— START ENTRIES SHOWN —

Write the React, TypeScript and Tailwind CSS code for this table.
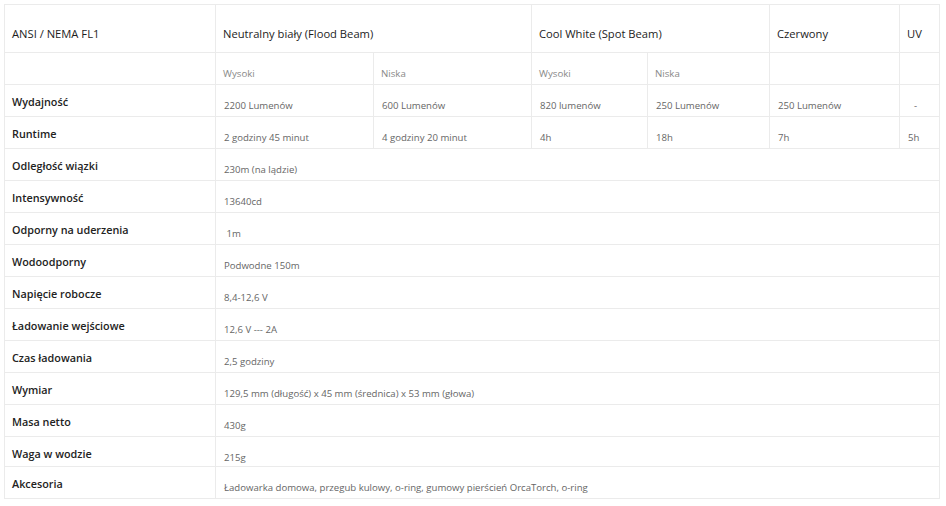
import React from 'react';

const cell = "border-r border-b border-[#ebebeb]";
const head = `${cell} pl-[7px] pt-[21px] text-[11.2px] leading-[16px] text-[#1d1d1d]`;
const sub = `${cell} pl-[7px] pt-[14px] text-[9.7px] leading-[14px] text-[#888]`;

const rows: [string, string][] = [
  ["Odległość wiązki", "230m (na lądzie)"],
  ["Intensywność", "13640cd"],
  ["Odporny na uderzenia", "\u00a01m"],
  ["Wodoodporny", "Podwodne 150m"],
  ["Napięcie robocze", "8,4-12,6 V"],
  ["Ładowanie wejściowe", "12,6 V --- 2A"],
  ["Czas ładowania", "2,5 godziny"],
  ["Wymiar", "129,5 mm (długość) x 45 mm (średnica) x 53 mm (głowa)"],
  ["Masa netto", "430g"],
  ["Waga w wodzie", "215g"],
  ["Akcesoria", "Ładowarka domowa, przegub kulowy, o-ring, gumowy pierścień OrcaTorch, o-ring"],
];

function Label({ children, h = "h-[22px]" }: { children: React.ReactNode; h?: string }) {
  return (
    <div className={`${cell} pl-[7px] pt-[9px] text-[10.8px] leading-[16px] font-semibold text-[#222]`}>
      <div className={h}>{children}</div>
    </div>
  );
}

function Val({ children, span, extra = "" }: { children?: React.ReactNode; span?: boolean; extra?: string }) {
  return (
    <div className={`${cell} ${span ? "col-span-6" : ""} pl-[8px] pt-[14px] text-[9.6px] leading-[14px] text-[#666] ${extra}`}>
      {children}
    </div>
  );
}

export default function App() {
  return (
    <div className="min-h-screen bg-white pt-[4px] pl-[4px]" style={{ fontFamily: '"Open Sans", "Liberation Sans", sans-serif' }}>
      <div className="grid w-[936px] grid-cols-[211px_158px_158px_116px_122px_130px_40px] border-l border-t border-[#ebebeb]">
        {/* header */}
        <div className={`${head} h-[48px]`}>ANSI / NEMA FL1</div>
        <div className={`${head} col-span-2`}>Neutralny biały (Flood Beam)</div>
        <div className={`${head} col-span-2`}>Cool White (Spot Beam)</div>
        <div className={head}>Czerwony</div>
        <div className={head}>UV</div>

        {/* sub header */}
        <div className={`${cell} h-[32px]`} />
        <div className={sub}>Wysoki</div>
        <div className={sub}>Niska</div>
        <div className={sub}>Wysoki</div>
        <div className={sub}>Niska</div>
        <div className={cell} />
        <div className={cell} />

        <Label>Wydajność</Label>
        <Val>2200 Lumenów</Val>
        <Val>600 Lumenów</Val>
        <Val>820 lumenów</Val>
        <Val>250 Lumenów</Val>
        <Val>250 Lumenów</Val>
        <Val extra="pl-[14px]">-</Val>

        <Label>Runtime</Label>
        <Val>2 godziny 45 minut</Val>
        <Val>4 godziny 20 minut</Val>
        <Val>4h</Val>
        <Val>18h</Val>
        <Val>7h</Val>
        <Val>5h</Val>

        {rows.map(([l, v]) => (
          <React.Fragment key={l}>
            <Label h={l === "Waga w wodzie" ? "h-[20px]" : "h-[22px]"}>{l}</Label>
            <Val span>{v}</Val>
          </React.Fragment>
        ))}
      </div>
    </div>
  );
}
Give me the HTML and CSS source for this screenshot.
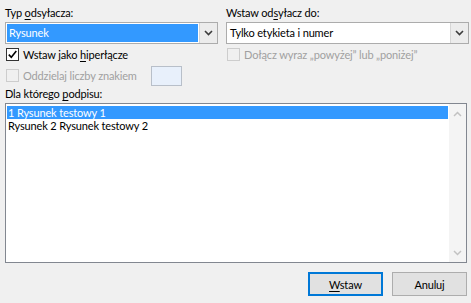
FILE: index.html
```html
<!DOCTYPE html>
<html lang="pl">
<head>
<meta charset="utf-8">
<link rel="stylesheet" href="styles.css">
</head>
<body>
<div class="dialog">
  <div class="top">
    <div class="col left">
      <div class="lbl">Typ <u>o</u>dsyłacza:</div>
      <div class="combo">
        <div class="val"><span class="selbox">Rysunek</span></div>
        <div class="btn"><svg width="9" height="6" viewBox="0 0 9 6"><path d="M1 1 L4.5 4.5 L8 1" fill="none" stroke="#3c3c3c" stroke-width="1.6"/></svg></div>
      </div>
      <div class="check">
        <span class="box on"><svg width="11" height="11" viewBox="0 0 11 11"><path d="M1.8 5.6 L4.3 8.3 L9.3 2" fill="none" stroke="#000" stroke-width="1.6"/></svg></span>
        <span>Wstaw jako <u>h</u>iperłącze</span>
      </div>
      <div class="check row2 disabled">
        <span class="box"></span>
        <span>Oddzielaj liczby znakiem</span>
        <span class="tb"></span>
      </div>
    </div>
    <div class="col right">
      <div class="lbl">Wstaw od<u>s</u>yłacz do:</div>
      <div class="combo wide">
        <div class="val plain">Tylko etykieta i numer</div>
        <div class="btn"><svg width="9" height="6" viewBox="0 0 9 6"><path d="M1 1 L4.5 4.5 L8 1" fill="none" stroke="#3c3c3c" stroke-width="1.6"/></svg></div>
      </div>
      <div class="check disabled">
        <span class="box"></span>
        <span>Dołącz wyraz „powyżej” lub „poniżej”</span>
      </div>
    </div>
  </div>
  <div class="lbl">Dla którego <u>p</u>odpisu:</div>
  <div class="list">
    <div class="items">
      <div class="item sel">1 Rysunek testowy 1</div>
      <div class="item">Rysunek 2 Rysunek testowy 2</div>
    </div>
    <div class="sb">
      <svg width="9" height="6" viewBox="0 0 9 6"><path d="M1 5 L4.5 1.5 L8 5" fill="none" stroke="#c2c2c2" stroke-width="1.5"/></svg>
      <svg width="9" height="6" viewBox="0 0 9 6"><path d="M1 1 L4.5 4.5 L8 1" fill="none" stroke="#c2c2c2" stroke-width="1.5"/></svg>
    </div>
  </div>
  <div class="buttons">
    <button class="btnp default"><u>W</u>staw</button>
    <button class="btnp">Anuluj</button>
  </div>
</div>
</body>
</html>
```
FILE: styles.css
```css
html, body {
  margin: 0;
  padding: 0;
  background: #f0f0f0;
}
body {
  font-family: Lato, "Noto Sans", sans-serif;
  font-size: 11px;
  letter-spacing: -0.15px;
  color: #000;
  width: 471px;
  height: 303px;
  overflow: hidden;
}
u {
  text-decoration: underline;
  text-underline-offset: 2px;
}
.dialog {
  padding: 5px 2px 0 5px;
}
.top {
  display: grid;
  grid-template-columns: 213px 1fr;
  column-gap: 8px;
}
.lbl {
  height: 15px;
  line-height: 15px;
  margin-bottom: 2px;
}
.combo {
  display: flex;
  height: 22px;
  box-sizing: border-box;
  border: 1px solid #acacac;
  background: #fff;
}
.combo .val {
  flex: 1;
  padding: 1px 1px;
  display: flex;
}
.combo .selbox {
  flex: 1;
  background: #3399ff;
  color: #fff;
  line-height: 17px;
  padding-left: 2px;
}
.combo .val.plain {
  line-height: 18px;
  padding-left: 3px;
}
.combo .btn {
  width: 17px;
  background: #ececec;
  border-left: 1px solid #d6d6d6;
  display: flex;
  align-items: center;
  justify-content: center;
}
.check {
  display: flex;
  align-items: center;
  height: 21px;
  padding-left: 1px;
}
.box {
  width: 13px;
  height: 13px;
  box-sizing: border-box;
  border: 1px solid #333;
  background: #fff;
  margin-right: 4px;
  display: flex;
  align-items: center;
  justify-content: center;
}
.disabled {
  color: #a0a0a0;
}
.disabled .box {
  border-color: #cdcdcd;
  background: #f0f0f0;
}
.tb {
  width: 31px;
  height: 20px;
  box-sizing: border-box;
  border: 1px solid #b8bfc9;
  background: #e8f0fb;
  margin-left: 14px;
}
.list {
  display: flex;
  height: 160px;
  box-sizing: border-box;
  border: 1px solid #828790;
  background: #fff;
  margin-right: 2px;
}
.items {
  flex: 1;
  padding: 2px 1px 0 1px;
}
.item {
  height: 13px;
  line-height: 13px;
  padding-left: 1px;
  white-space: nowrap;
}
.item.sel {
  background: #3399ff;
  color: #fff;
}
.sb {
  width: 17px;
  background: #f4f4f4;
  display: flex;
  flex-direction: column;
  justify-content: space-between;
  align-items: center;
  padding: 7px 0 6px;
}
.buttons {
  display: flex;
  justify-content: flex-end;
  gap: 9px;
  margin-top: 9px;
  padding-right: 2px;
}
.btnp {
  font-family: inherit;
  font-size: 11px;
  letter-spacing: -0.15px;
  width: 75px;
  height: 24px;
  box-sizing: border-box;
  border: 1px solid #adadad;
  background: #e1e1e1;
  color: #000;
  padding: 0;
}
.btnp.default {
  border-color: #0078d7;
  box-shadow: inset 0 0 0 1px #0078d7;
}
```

— END ENTRIES SHOWN —

* TASK INSTRUCTIONS *
Without the pictures, please reproduce each line of the listing above exactly, from the first one through the line bearing "pl-[7px] pt-[14px] text-[9.7px]".

* ANSWER TO THE TASK *
Write the React, TypeScript and Tailwind CSS code for this table.
import React from 'react';

const cell = "border-r border-b border-[#ebebeb]";
const head = `${cell} pl-[7px] pt-[21px] text-[11.2px] leading-[16px] text-[#1d1d1d]`;
const sub = `${cell} pl-[7px] pt-[14px] text-[9.7px] leading-[14px] text-[#888]`;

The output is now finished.